Au menu : la configuration plus ou moins évolutive d’une maison (avec des pièces qui apparaissent ou disparaissent au fil des pages, ce qui peut être un artifice rigolo dans un texte fantastique, mais qui l’est beaucoup moins quand tout est censé être réaliste), des distorsions temporelles, des jours qui s’inversent ou des semaines à rallonge (même remarque), des dates qui ne correspondent pas à la réalité du calendrier (pas le bon jour, ou pas la bonne année), un certain nombre de redites, quelques comportements/remarques/réactions pour le moins invraisemblables… Au bout du compte, donc, plus d’une centaine de commentaires à régler, et un nombre incalculable d’heures perdues lors du premier jet pour débroussailler, de la relecture pour peaufiner, et d’innombrables allées et venues d’un chapitre à l’autre pour s’assurer que si je modifie un machin ici ça ne va pas déséquilibrer un bidule là. Un texte pas du tout rentable, donc.
Cela dit, et sans vouloir me jeter de fleurs (mais quand même, on n’est jamais mieux servi que par soi-même), je suis plutôt content du résultat, et il me semble avoir remédié à presque tous les problèmes. Je manque de recul pour en être certain, mais je croise les doigts. Quelques coups de gomme ici ou là devraient à présent suffire à lever toutes les ambiguïtés restantes, ce qui me permettra de bien dormir ce soir.

Quand est-ce que ce texte paraîtra ? Aucune idée.
Quelle sera la suite de l’affaire (un retravail de la version originale pour une nouvelle publication, ou juste une VF bien plus cohérente) ? Je l’ignore également.
Comment ça a pu se produire ? Ma théorie est que le premier jet a été maintes fois revu et retravaillé, certains chapitres déplacés et redéplacés, quelques scènes écrites et réécrites, au point que toutes les personnes impliquées (auteur, éditeur, agent, relecteurs, correcteurs – je genre tout au masculin pour ne viser personne) n’avaient plus la distance nécessaire pour rester efficaces.

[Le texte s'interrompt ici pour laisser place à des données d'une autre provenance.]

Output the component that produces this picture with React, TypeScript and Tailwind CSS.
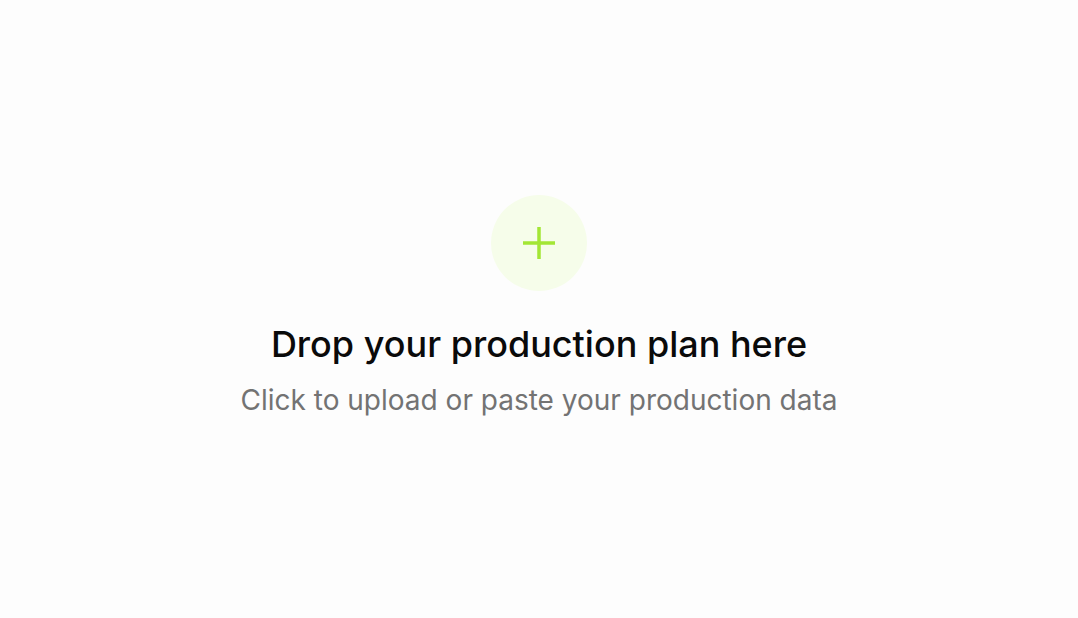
import React from "react";

export default function App() {
  return (
    <div
      className="w-full h-[618px] bg-[#fdfdfd] flex flex-col items-center pt-[195px]"
      style={{ fontFamily: "Inter, 'Noto Sans', sans-serif" }}
    >
      <div className="w-24 h-24 rounded-full bg-[#f6fdea] flex items-center justify-center">
        <svg width="34" height="34" viewBox="0 0 34 34" fill="none">
          <path d="M17 1v32M1 17h32" stroke="#a3e635" strokeWidth="3.5" />
        </svg>
      </div>
      <h1 className="mt-[31px] text-[36px] leading-[44px] font-medium text-[#0a0a0a]">
        Drop your production plan here
      </h1>
      <p className="mt-[16px] text-[28px] leading-[36px] text-[#737373]">
        Click to upload or paste your production data
      </p>
    </div>
  );
}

Ça peut arriver quand on a jonglé avec un certain nombre de versions d’un même texte et que l’on tient malgré tout à respecter une date de publication, pour une raison ou pour une autre.
Qu’est-ce que j’y ai gagné ? À part une forme de satisfaction du travail bien fait (je l’espère, en tout cas !) rien du tout, bien au contraire ! Au-delà du temps (et donc de l’argent) perdu, j’ai également mis en péril ma relation avec une éditrice, que j’ai bien malgré moi placée en porte-à-faux avec l’agent et l’auteur en lui signalant certains aspects presque brouillons du roman. Renvoyer un texte saturé de commentaires peut aussi donner l’impression d’être un traducteur trop tatillon, ou ne sachant pas prendre ses responsabilités, ce qui n’est pas terrible pour une première collaboration. Existe également le risque de m’être trop focalisé sur le fond au détriment de la forme (lors de la relecture, j’ai essayé de balayer devant ma porte en restant attentif aux erreurs et maladresses de traduction, mais ce n’est pas forcément évident quand on est focalisé sur autre chose). Pour compenser cet éventuel déficit, j’ai passé deux logiciels de correction au lieu d’un seul, et relu deux fois au lieu d’une tous les passages problématiques, j’espère que cela suffira.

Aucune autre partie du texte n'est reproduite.